In the current moment, that involves low-interest small business loans and deferring tax and insurance payments. Down the road, it incorporates supporting members on insurance claims, unemployment and mitigating commercial evictions. But the most immediate way for brewers to maintain some cash flow is more tangible: selling beer both to-go and by delivery.
Changing Business Models
While craft brewers have long been allowed to sell to-go and deliver, it was never prioritized like this, because it was never a lifeline. “The whole brewing industry had to reinvent their business model in a 12- to 24-hour period,” says Bailey. “But this [crisis] lets them do what they do best: be creative. There are so many people doing cool promotions.”
The examples span the state. The aforementioned South Lake just started doing its first mixed 16-ounce four-packs in its company history to show off four different IPA styles in one bundle. Its sales have migrated completely online and include local deliveries, pickup six days a week and shipping to California and Nevada. In terms of staffing, only the core management team remains, and one bartender does part-time deliveries.
“Temporary layoffs were the worst part for us. They’re family, and it sucks not working with them and seeing them,” says Smith. “It’s going OK, but we’re generating only 10% to 20% of our previous revenue.”

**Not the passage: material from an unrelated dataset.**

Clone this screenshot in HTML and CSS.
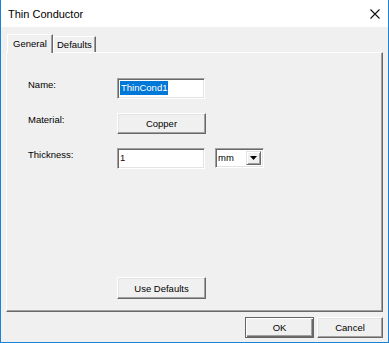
FILE: index.html
```html
<!DOCTYPE html>
<html>
  <head>
    <title>Thin Conductor</title>
    <meta charset="utf-8">
    <link rel="stylesheet" href="styles.css">
  </head>

  <body>
    <div class="window">

      <div class="titlebar">
        <span class="title">Thin Conductor</span>
        <svg class="close" width="10" height="10" viewBox="0 0 10 10">
          <path d="M0.5 0.5 L9.5 9.5 M9.5 0.5 L0.5 9.5" stroke="#111" stroke-width="1.1" fill="none"/>
        </svg>
      </div>

      <div class="tabs">
        <div class="tab selected">General</div>
        <div class="tab">Defaults</div>
      </div>

      <div class="panel">
        <div class="form">
          <label class="label" for="name">Name:</label>
          <div class="field name"><span class="selection">ThinCond1</span></div>

          <label class="label">Material:</label>
          <div class="button material">Copper</div>

          <label class="label" for="thickness">Thickness:</label>
          <div class="thickness-row">
            <div class="field thickness">1</div>
            <div class="select">
              <span class="select-value">mm</span>
              <span class="select-arrow">
                <svg width="7" height="4" viewBox="0 0 7 4"><path d="M0 0 H7 L3.5 4 Z" fill="#000"/></svg>
              </span>
            </div>
          </div>
        </div>

        <div class="defaults-row">
          <div class="button use-defaults">Use Defaults</div>
        </div>
      </div>

      <div class="footer">
        <div class="button ok">OK</div>
        <div class="button cancel">Cancel</div>
      </div>

    </div>
  </body>
</html>
```

FILE: styles.css
```css
html, body {
  margin: 0;
  padding: 0;
  background: #f0f0f0;
}

* {
  box-sizing: border-box;
  font-family: "Liberation Sans", Arial, sans-serif;
  color: #000;
}

.window {
  width: 389px;
  height: 343px;
  border: 1px solid #1883d7;
  border-top: none;
  background: #f0f0f0;
  display: flex;
  flex-direction: column;
}

.titlebar {
  height: 27px;
  background: #fff;
  display: flex;
  align-items: center;
  justify-content: space-between;
  padding: 0 8px 0 7px;
}

.title {
  font-size: 11px;
}

.close {
  display: block;
}

.tabs {
  display: flex;
  align-items: flex-end;
  margin-top: 6px;
  padding-left: 6px;
  height: 19px;
}

.tab {
  font-size: 9.5px;
  height: 16px;
  padding: 2px 3px 0 3px;
  border-top: 1px solid #fff;
  border-left: 1px solid #fff;
  border-right: 1px solid #696969;
  box-shadow: inset -1px 0 #a0a0a0;
}

.tab.selected {
  position: relative;
  z-index: 1;
  height: 19px;
  width: 46px;
  padding: 3px 4px 0 5px;
  margin-bottom: -1px;
  background: #f0f0f0;
}

.panel {
  margin: 0 5px;
  height: 260px;
  border-top: 1px solid #fff;
  border-left: 1px solid #fff;
  border-right: 1px solid #696969;
  border-bottom: 1px solid #696969;
  box-shadow: inset -1px -1px #a0a0a0;
  display: flex;
  flex-direction: column;
  padding: 25px 0 12px 21px;
}

.form {
  display: grid;
  grid-template-columns: 89px auto;
  grid-auto-rows: 21px;
  row-gap: 14px;
}

.label {
  font-size: 9.5px;
  padding-top: 1px;
}

.field {
  height: 21px;
  background: #fff;
  border: 1px solid;
  border-color: #a0a0a0 #fff #fff #a0a0a0;
  box-shadow: inset 1px 1px #696969, inset -1px -1px #e3e3e3;
  font-size: 9.5px;
  padding: 3px 0 0 2px;
}

.name {
  width: 88px;
}

.selection {
  background: #0078d7;
  color: #fff;
  padding: 1px 1px 2px 1px;
}

.thickness-row {
  display: flex;
  gap: 10px;
}

.thickness {
  width: 88px;
  color: #300;
}

.select {
  width: 49px;
  height: 20px;
  display: flex;
  background: #fff;
  border: 1px solid;
  border-color: #a0a0a0 #fff #fff #a0a0a0;
  box-shadow: inset 1px 1px #696969, inset -1px -1px #e3e3e3;
  padding: 2px 2px 2px 2px;
}

.select-value {
  flex: 1;
  font-size: 9.5px;
  padding-top: 1px;
}

.select-arrow {
  width: 15px;
  display: flex;
  align-items: center;
  justify-content: center;
  background: #f0f0f0;
  border: 1px solid;
  border-color: #e3e3e3 #696969 #696969 #e3e3e3;
  box-shadow: inset 1px 1px #fff, inset -1px -1px #a0a0a0;
}

.select-arrow svg {
  display: block;
}

.button {
  height: 21px;
  display: flex;
  align-items: center;
  justify-content: center;
  font-size: 9.5px;
  background: #f0f0f0;
  border: 1px solid;
  border-color: #fff #696969 #696969 #fff;
  box-shadow: inset -1px -1px #a0a0a0, inset 1px 1px #e3e3e3;
}

.material {
  width: 89px;
}

.defaults-row {
  margin-top: auto;
  padding-left: 89px;
}

.use-defaults {
  width: 89px;
  height: 22px;
}

.footer {
  display: flex;
  justify-content: flex-end;
  gap: 3px;
  padding: 5px 5px 0 0;
}

.ok {
  width: 69px;
  border-color: #646464;
  box-shadow: inset 1px 1px #fff, inset -1px -1px #696969, inset -2px -2px #a0a0a0;
}

.cancel {
  width: 66px;
}
```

Six-month-old Other Brother Beer Company of Seaside is completing crowler deliveries to neighboring cities by bicycle, in collaboration with Green Pedal Couriers, whose owner happens to be an Other Brother regular. OBBC operations director Michael Nevares—one-third of a skeleton staff remaining after wide layoffs—concedes it’s “not really” enough to cover costs, but considerations from its bank and insurance carriers, and the temporary waiver of fees from its point-of-sale provider, help.
“It’s keeping us busy and bringing in a little bit of money to keep the essentials paid for,” says Nevares. “We planned the brewery for years, then we’re figuring out a whole new business model in days. Everything is a logistical challenge.” But, he adds, it feels good to meet a community need: “In the end, we’re trying to get beer to the people. They want it, they’re thirsty. Even if it’s not keeping the lights on 100%, it’s what we want to do, and it makes people happy.”
Learning New Roles
After five days of purely online sales, brewer Adrianna Hodapp of Three Weavers Brewing Company in Los Angeles is happy to report that, compared to typical tasting room revenue, sales are pretty good. Its staff is canning a dozen different drafts and relearning roles: Suddenly the brewers, the production team and warehouse staff are taking on new tasks like filling beer orders. “We’re doing all right,” she says.

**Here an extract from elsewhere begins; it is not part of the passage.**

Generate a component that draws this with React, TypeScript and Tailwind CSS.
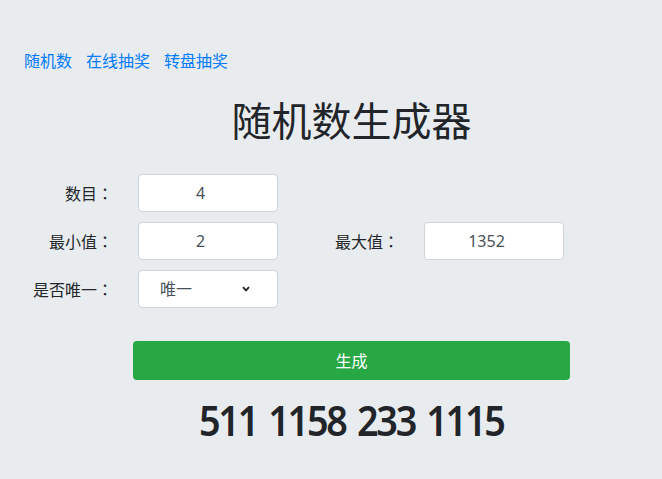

In Sacramento, Urban Roots Brewing & Smokehouse is experiencing a similar adjustment of both business model and employee roles. What had been a staff of 50 for its restaurant and brewery is now down to a half-dozen. One-time marketing manager Troy Cooper finds himself working as a beertender and cook.

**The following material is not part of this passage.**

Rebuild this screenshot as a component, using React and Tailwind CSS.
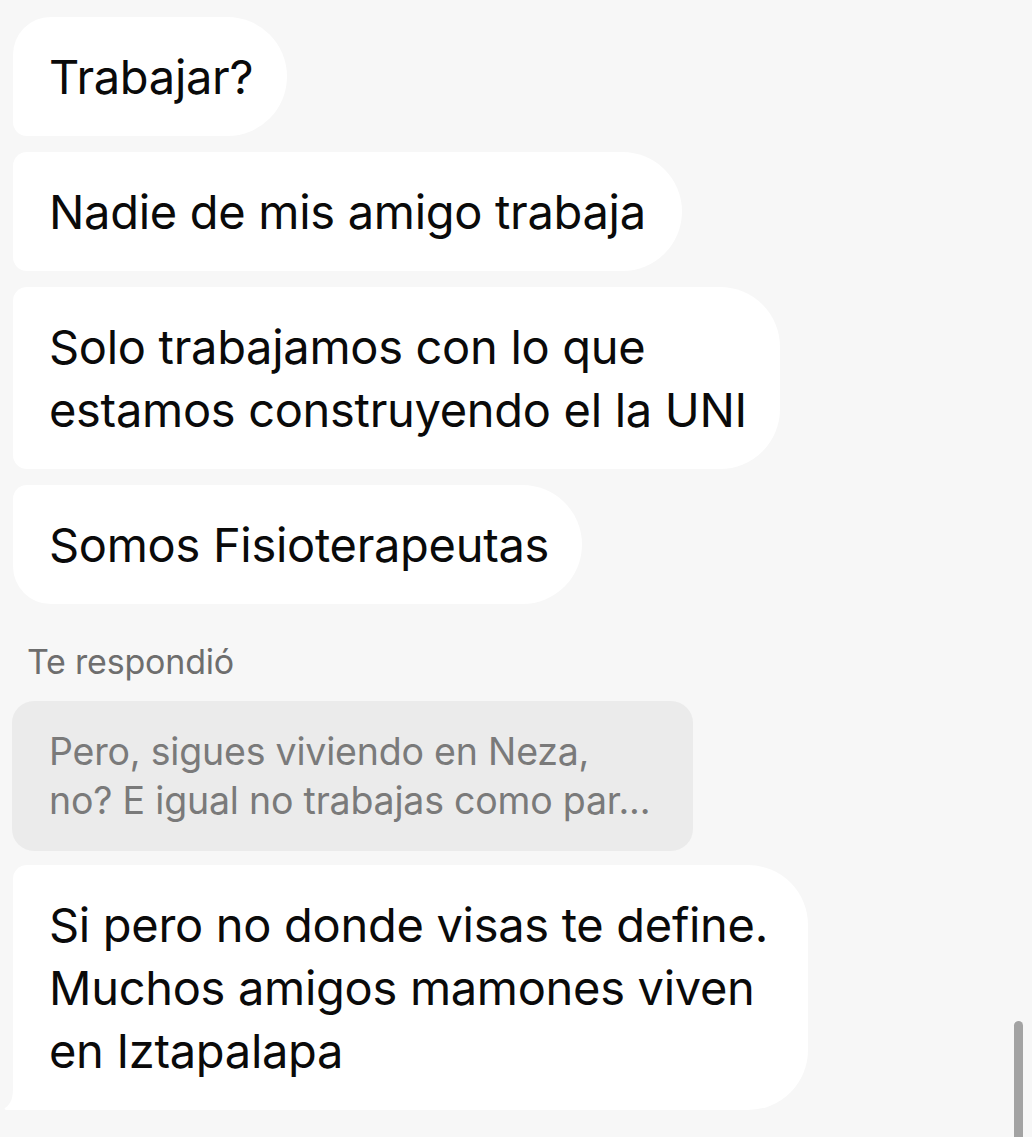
import React from 'react'

const font = { fontFamily: 'Inter, "Liberation Sans", Arial, sans-serif' }

function Bubble({ width, className = '', children }) {
  return (
    <div
      className={`bg-white text-[47px] leading-[63px] tracking-[-0.3px] text-[#0a0a0a] py-[28px] pl-[36px] pr-[24px] whitespace-nowrap ${width} ${className}`}
    >
      {children}
    </div>
  )
}

export default function App() {
  return (
    <div className="relative w-[1032px] h-[1137px] overflow-hidden bg-[#f7f7f7]" style={font}>
      <div className="flex flex-col items-start gap-[16px] pt-[17px] pl-[13px]">
        <Bubble width="w-[274px]" className="rounded-tl-[38px] rounded-bl-[14px] rounded-r-[60px]">
          Trabajar?
        </Bubble>
        <Bubble width="w-[669px]" className="rounded-l-[14px] rounded-r-[60px]">
          Nadie de mis amigo trabaja
        </Bubble>
        <Bubble width="w-[767px]" className="rounded-l-[14px] rounded-r-[60px]">
          Solo trabajamos con lo que
          <br />
          estamos construyendo el la UNI
        </Bubble>
        <Bubble width="w-[569px]" className="rounded-tl-[14px] rounded-bl-[38px] rounded-r-[60px]">
          Somos Fisioterapeutas
        </Bubble>
      </div>

      {/* reply context */}
      <div className="pl-[27px] mt-[36px] text-[34px] leading-[44px] tracking-[-0.2px] text-[#6e6e6e]">Te respondió</div>
      <div className="ml-[12px] mt-[17px] w-[681px] rounded-[22px] bg-[#ebebeb] py-[26px] pl-[37px] pr-[16px] text-[37.5px] leading-[49px] tracking-[-0.2px] text-[#7a7a7a] whitespace-nowrap">
        Pero, sigues viviendo en Neza,
        <br />
        no? E igual no trabajas como par...
      </div>

      <div className="relative ml-[13px] mt-[14px] w-[795px]">
        <Bubble width="w-[795px]" className="rounded-tl-[14px] rounded-bl-[4px] rounded-r-[60px]">
          Si pero no donde visas te define.
          <br />
          Muchos amigos mamones viven
          <br />
          en Iztapalapa
        </Bubble>
        <svg className="absolute -left-[10px] bottom-0" width="16" height="22" viewBox="0 0 16 22">
          <path d="M10 0 C10 10 8 16 2 20 C1 21 2 22 4 22 L16 22 L16 0 Z" fill="#ffffff" />
        </svg>
      </div>

      {/* scroll indicator */}
      <div className="absolute left-[1014px] top-[1021px] w-[9px] h-[140px] rounded-full bg-[#a3a3a3]" />
    </div>
  )
}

“All the more formal staff have forgotten about the office stuff and are just focused on keeping the operation going,” says Cooper. “We’re figuring out how to run a restaurant with only a few people, how to make the online menu easy to use and how to provide value while making a little money.”
As of last week, a limited menu of dishes like slow-smoked ribs and the restaurant’s popular barbecue burger are available for pickup or through UberEats. Family-style meals have been a crowd favorite, particularly a build-your-own taco kit that runs $20, serves two and includes smoked brisket or carnitas, rice, beans, limes, salsa, guacamole, cheese and a crowler of something like bestsellers Luna de Miel Mexican lager or Bigger on the Inside double IPA. “The goal is to give the community an option for food,” says Cooper, and to keep the business going.
In a vexing time, these stories of survival furnish welcome news for producers and consumers—and affirmation that beer-making is an essential service.